In the last few hundred yards of the ride, in New Brunswick, I flatted and dumped the bike in an intersection. Traffic was light. I dragged myself to the sidewalk and trudged the last bit to reach my love interest.

The return trip was less harrowing, but still relied on special circumstances, not on any kind of bike-friendly policies from Amtrak. We went down to the station, bought my ticket, walked out onto the platform, and lined up to board. There was my bike, shiny and obvious. The conductor came over shaking his head. My love interest burst into tears, explaining that I just had to make this train. She didn't even dress it up with any bullshit about my humanitarian mission or the transplant organs I was transporting. The basic version was good enough to get me onto one direct train all the way to New Carrollton.

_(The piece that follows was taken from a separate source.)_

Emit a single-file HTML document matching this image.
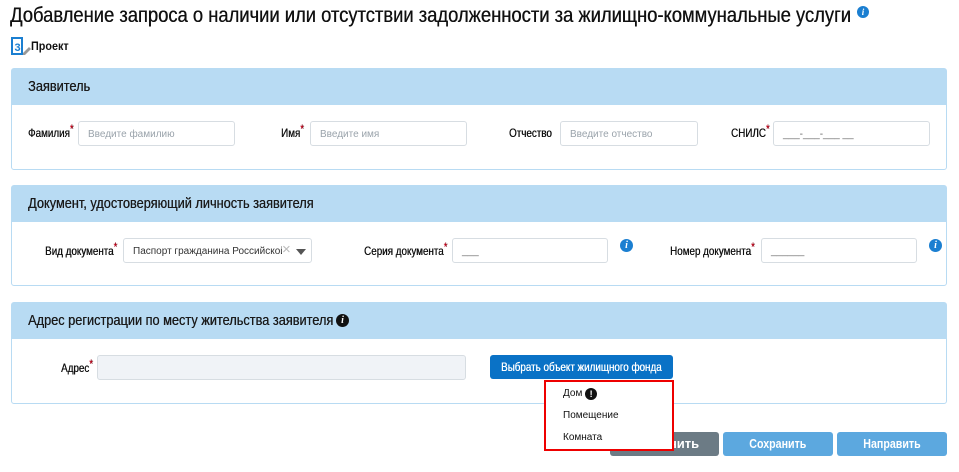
<!DOCTYPE html>
<html><head><meta charset="utf-8"><style>
*{box-sizing:border-box;margin:0;padding:0}
body{width:959px;height:472px;background:#fff;font-family:"Liberation Sans",sans-serif;color:#111;position:relative;overflow:hidden}
.a{position:absolute;white-space:nowrap}
.c{display:inline-block;transform-origin:0 50%;transform:scaleX(.82);white-space:nowrap}
.m{text-shadow:0.35px 0 0 currentColor}
.panel{position:absolute;left:11px;width:936px;border:1px solid #b8dbf3;border-radius:3px;background:#fff}
.hd{height:36px;background:#b8dbf3;font-size:15px;padding:9px 0 0 16px;color:#1a1a1a}
.hd .c{transform:scaleX(.85)}
.lab{font-size:12px;line-height:14px;text-shadow:0.35px 0 0 #111}
.st{color:#d0021b;font-size:12px;position:relative;top:-4px}
.in{position:absolute;height:25px;border:1px solid #d7dde2;border-radius:3px;background:#fff;font-size:10px;color:#9aa3ab;padding:7px 9px;white-space:nowrap;overflow:hidden}
.info{position:absolute;width:13px;height:13px;border-radius:50%;background:#1b7fd1;color:#fff;font:italic bold 10px "Liberation Serif",serif;text-align:center;line-height:13px}
.btn{position:absolute;height:24px;border-radius:3px;color:#fff;font-size:13px;font-weight:bold;text-align:center;line-height:24px;white-space:nowrap}
</style></head><body>
<div class="a m" style="left:10px;top:4px;font-size:21px"><span class="c" style="transform:scaleX(.875)">Добавление запроса о наличии или отсутствии задолженности за жилищно-коммунальные услуги</span></div>
<div class="info" style="left:857px;top:6px;width:12px;height:12px;line-height:12px;font-size:9px">i</div>
<svg class="a" style="left:10px;top:37px" width="22" height="19" viewBox="0 0 22 19"><path d="M2 1h10v16H2z" fill="#fff" stroke="#1b7fd1" stroke-width="2"/><text x="4.5" y="14" font-size="11" font-weight="bold" fill="#1b7fd1" font-family="Liberation Sans">3</text><path d="M13 16l6-6 2 2-6 6h-2z" fill="#999"/></svg>
<div class="a" style="left:31px;top:39px;font-size:12px;font-weight:bold"><span class="c" style="transform:scaleX(.9)">Проект</span></div>

<div class="panel" style="top:68px;height:102px"><div class="hd m"><span class="c">Заявитель</span></div></div>
<div class="a lab" style="left:28px;top:126px"><span class="c">Фамилия<span class="st">*</span></span></div>
<div class="in" style="left:78px;top:121px;width:157px">Введите фамилию</div>
<div class="a lab" style="left:281px;top:126px"><span class="c">Имя<span class="st">*</span></span></div>
<div class="in" style="left:310px;top:121px;width:157px">Введите имя</div>
<div class="a lab" style="left:509px;top:126px"><span class="c">Отчество</span></div>
<div class="in" style="left:560px;top:121px;width:138px">Введите отчество</div>
<div class="a lab" style="left:731px;top:126px"><span class="c">СНИЛС<span class="st">*</span></span></div>
<div class="in" style="left:773px;top:121px;width:157px;color:#666">___-___-___ __</div>

<div class="panel" style="top:185px;height:101px"><div class="hd m"><span class="c">Документ, удостоверяющий личность заявителя</span></div></div>
<div class="a lab" style="left:45px;top:244px"><span class="c">Вид документа<span class="st">*</span></span></div>
<div class="in" style="left:123px;top:238px;width:189px;color:#333"><span style="display:inline-block;width:152px;overflow:hidden">Паспорт гражданина Российской</span></div>
<div class="a" style="left:282px;top:241px;font-size:15px;color:#bbb;background:#fff;line-height:17px">×</div>
<div class="a" style="left:296px;top:249px;width:0;height:0;border-left:5px solid transparent;border-right:5px solid transparent;border-top:6px solid #555"></div>
<div class="a lab" style="left:364px;top:244px"><span class="c">Серия документа<span class="st">*</span></span></div>
<div class="in" style="left:452px;top:238px;width:156px;color:#666">___</div>
<div class="info" style="left:620px;top:239px">i</div>
<div class="a lab" style="left:670px;top:244px"><span class="c">Номер документа<span class="st">*</span></span></div>
<div class="in" style="left:761px;top:238px;width:156px;color:#666">______</div>
<div class="info" style="left:929px;top:239px">i</div>

<div class="panel" style="top:302px;height:102px"><div class="hd m"><span class="c">Адрес регистрации по месту жительства заявителя</span></div></div>
<div class="info" style="left:336px;top:314px;background:#111">i</div>
<div class="a lab" style="left:61px;top:361px"><span class="c">Адрес<span class="st">*</span></span></div>
<div class="in" style="left:97px;top:355px;width:369px;background:#f0f3f7"></div>
<div class="btn" style="left:490px;top:355px;width:183px;background:#0a72c6;font-size:12px;font-weight:normal;text-shadow:0.35px 0 0 #fff;text-align:left;padding-left:11px"><span class="c">Выбрать объект жилищного фонда</span></div>

<div class="btn" style="left:610px;top:432px;width:109px;background:#6c7b85">Заполнить</div>
<div class="btn" style="left:723px;top:432px;width:110px;background:#5ca8df"><span class="c" style="transform-origin:50% 50%">Сохранить</span></div>
<div class="btn" style="left:837px;top:432px;width:110px;background:#5ca8df"><span class="c" style="transform-origin:50% 50%">Направить</span></div>

<div class="a" style="left:544px;top:380px;width:130px;height:71px;border:2px solid #e00;background:#fff;font-size:10px">
<div style="position:absolute;left:17px;top:6px">Дом <span style="display:inline-block;width:12px;height:12px;border-radius:50%;background:#111;color:#fff;font-weight:bold;font-size:9px;text-align:center;line-height:12px;vertical-align:-1px">!</span></div>
<div style="position:absolute;left:17px;top:28px">Помещение</div>
<div style="position:absolute;left:17px;top:50px">Комната</div>
</div>
</body></html>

You can't count on having an effective performer to deliver a literal sob story every time you need one. Amtrak has made a big deal about every grudging concession to cyclists, every individual station slowly added to a limited network of trains. Meanwhile, if I could roll on in Dover and roll off in New London or Old Saybrook, I might never use my car to visit my parents again. I could even go to Baltimore and get myself to and from the stations. I really like trains. It costs more money to take the train than to drive, but it's so great to be without a car.

That's so un-American. "Great to be without a car." What are you? Weird?

Demonstrably so.

Anyway, it's been 40 years since my hopscotch adventure, and about the same length of time since I got thrown off of the DC Metro for having a disassembled bike in two bags, and things don't seem to have improved a hell of a lot. I look forward to hearing how David and his riding buddy solved their transportation problem, but I hate that they had to.

All public transportation needs to embrace human powered transportation and make it easy to change modes. No requirement for folding bikes. No limitations. Roll on, roll off, every train, every line, every station stop.